___ Supplied information ___

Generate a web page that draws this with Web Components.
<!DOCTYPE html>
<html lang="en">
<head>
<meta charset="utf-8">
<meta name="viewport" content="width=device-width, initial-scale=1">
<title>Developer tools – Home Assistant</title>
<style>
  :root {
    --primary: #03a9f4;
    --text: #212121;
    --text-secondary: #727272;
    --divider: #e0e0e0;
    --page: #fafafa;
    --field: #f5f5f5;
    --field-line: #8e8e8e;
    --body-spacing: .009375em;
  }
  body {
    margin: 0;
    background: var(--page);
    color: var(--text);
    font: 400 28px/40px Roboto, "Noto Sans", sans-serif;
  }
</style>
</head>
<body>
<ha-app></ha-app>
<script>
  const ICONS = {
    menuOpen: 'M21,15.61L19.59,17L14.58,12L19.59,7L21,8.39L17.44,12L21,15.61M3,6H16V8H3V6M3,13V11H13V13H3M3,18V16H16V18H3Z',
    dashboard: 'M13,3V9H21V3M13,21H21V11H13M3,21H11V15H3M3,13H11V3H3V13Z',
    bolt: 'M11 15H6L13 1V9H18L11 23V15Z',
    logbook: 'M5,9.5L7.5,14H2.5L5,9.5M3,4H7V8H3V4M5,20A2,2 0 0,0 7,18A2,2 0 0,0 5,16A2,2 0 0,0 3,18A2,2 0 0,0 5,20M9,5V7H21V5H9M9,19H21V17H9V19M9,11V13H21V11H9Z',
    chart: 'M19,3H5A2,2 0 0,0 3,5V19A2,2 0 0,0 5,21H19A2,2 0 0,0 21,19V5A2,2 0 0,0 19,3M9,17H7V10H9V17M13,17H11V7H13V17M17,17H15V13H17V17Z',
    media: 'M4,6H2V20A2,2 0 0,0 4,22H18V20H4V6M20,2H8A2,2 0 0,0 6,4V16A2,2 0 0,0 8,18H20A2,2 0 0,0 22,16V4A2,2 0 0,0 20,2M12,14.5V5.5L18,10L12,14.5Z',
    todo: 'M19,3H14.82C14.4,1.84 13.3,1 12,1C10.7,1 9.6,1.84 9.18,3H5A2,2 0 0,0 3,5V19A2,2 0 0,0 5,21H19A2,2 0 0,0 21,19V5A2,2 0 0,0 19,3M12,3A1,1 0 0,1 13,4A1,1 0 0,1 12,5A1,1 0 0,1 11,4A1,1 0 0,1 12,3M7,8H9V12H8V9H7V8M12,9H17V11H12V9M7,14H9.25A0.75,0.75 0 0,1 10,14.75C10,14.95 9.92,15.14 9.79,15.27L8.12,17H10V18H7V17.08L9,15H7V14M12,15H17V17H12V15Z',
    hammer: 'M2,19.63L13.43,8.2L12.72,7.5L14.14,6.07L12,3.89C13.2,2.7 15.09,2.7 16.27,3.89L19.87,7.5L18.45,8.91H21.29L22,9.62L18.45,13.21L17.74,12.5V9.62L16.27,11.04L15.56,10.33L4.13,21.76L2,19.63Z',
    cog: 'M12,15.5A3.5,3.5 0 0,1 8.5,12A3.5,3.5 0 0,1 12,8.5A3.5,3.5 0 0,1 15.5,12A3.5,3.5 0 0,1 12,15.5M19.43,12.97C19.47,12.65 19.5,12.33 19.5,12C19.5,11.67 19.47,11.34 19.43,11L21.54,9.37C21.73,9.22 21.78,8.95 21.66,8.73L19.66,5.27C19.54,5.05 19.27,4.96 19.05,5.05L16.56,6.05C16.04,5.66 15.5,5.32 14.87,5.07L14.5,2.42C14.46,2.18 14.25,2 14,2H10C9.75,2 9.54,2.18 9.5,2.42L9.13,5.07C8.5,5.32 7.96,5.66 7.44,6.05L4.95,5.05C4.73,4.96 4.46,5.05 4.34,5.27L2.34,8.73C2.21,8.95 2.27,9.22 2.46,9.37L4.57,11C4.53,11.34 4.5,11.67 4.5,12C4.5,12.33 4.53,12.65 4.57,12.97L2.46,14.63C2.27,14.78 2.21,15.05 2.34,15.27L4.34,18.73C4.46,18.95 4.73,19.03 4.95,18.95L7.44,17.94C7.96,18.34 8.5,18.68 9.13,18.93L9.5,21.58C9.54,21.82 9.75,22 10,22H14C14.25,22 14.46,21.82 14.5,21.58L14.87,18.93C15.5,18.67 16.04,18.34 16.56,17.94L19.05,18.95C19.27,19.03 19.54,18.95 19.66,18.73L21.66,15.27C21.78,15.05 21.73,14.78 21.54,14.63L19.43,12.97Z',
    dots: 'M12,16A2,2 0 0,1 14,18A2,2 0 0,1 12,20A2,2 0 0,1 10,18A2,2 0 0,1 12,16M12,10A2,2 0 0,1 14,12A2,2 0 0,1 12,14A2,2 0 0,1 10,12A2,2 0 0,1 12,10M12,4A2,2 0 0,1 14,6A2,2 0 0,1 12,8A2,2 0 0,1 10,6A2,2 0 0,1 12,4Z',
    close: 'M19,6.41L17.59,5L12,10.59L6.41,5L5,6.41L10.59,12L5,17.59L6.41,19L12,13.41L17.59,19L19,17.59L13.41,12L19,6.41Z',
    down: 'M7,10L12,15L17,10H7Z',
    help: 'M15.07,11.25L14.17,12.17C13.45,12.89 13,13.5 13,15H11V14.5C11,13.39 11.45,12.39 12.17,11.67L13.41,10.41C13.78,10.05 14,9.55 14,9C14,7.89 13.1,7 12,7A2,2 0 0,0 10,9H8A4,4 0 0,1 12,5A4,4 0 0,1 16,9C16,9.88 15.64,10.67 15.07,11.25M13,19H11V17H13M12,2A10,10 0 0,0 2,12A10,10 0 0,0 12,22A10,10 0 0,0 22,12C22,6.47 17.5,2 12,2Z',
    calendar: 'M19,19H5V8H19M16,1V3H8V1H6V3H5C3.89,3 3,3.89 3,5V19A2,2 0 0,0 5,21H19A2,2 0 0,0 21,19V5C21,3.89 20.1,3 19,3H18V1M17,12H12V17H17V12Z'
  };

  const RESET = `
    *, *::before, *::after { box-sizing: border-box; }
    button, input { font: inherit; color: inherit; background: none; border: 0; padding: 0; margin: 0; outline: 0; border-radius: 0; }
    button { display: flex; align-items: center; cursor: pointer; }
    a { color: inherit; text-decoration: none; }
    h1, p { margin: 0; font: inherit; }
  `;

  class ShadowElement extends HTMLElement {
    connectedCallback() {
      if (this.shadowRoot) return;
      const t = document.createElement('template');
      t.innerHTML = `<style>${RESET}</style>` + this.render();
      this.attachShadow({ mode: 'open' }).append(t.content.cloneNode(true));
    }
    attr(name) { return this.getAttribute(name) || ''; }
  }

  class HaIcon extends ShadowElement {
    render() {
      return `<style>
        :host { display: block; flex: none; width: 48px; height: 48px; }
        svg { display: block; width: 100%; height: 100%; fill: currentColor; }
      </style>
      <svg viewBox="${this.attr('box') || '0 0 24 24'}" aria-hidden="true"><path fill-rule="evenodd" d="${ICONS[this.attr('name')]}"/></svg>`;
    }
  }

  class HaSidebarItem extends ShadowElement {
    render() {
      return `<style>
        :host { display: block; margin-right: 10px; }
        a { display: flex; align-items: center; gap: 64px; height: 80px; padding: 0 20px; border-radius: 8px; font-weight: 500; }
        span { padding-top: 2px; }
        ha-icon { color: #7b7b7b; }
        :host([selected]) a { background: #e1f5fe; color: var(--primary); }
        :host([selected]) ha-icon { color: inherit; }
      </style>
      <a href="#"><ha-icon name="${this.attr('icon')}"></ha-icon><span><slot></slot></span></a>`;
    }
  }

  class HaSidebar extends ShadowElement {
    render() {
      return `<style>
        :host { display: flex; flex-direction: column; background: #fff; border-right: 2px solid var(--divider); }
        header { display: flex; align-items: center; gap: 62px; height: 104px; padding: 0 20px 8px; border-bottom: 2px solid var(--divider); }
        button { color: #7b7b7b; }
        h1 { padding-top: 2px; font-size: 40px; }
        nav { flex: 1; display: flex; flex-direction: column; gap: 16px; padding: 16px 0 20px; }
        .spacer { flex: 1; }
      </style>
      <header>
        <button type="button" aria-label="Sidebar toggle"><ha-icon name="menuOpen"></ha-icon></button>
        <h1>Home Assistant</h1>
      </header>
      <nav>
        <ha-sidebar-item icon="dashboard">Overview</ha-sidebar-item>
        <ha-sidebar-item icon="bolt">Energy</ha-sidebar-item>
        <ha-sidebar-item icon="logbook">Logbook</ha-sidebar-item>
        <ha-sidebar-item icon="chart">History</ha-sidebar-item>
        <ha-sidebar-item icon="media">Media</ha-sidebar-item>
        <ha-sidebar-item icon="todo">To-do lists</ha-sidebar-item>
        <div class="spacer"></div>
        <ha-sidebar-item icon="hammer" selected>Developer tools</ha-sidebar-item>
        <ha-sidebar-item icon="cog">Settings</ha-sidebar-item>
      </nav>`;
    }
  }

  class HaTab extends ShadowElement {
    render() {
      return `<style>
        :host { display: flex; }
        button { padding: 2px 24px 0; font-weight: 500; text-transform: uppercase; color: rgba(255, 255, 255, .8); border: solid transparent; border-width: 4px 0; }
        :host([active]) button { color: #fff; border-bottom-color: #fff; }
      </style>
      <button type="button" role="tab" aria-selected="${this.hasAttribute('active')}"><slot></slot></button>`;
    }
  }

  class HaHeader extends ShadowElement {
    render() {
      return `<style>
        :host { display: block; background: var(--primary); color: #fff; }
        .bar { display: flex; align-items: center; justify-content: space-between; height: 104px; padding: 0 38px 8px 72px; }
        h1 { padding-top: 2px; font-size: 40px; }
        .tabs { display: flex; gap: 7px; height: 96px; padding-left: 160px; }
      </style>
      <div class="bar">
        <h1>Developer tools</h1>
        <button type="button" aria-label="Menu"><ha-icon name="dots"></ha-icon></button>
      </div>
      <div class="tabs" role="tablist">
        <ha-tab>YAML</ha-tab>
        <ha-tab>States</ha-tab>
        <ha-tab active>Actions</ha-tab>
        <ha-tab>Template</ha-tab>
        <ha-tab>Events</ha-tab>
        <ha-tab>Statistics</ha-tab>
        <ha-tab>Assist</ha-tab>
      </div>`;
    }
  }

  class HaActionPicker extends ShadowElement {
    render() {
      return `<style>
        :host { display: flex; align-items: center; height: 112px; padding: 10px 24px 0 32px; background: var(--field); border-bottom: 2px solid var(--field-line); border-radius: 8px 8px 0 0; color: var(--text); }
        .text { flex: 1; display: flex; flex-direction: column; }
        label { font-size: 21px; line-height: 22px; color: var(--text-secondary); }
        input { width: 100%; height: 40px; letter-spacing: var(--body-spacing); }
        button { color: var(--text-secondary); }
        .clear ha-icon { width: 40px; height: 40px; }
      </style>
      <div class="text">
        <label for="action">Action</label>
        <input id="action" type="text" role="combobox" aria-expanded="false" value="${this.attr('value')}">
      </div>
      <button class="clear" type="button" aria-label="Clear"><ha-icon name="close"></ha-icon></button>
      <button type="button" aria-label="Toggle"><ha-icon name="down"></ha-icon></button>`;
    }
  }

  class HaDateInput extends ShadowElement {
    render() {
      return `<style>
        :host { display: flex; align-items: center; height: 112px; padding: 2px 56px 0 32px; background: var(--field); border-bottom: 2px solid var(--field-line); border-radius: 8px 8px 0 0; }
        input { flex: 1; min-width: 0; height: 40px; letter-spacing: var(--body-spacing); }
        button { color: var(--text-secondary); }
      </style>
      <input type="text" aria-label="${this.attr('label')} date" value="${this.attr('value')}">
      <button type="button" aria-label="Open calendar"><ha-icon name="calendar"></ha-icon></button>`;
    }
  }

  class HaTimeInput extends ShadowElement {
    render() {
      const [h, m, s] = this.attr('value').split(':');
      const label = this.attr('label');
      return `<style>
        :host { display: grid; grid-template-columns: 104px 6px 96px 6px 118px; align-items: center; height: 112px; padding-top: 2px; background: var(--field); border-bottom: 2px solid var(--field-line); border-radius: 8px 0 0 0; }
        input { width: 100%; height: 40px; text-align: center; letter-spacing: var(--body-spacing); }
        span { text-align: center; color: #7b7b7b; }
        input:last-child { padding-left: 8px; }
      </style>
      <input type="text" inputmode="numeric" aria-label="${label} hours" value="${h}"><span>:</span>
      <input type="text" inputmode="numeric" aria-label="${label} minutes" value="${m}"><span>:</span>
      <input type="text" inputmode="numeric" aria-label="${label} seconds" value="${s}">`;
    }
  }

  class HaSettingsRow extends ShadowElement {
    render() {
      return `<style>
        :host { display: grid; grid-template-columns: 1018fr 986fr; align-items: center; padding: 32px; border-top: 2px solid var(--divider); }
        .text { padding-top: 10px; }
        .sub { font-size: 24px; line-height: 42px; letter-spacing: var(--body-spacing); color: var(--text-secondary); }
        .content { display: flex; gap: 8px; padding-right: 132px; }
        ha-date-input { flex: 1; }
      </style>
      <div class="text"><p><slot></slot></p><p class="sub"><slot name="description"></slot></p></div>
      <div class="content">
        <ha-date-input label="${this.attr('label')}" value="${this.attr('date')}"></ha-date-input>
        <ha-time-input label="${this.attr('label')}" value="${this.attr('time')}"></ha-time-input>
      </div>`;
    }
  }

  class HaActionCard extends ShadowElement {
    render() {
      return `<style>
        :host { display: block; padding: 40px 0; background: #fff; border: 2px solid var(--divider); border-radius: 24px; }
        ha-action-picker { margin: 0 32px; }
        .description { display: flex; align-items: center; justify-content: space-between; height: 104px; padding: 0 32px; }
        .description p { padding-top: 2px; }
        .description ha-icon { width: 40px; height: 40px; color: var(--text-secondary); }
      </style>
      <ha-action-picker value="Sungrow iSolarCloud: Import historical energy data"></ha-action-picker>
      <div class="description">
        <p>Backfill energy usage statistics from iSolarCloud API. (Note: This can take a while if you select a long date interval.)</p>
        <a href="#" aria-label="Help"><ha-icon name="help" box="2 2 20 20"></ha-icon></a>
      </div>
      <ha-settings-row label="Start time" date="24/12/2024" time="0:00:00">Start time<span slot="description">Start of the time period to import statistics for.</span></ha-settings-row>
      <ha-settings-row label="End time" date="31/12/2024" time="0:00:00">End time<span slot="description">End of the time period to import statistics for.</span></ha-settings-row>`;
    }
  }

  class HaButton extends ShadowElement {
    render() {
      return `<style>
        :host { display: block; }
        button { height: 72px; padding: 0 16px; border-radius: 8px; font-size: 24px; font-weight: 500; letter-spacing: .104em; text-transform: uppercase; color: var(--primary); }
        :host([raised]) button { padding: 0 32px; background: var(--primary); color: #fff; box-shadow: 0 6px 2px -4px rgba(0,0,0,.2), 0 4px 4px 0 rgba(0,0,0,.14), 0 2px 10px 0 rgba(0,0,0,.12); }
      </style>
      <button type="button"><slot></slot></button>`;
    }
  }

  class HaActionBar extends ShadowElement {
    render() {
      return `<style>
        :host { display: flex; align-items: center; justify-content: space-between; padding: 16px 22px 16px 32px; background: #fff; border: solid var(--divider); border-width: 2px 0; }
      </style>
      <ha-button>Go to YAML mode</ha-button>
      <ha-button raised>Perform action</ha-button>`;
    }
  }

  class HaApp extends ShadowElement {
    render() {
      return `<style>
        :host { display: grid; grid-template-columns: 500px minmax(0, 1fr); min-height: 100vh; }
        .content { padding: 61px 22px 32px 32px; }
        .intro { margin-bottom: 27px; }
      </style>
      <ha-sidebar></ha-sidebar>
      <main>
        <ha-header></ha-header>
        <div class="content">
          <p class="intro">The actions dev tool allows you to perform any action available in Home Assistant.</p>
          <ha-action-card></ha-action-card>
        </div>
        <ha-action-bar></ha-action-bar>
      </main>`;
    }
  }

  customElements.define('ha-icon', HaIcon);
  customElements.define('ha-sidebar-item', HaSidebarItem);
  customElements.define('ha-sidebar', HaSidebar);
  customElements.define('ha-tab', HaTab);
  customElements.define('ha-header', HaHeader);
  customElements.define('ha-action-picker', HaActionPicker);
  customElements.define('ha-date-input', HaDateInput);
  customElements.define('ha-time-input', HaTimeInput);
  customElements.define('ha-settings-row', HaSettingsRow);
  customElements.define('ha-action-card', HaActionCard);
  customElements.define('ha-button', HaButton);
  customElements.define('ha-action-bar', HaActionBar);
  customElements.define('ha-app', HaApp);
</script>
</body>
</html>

___

:: Problem description ::
Only the count is wanted: report how many lines of the material above hold the word "page".

:: Exercise output ::
3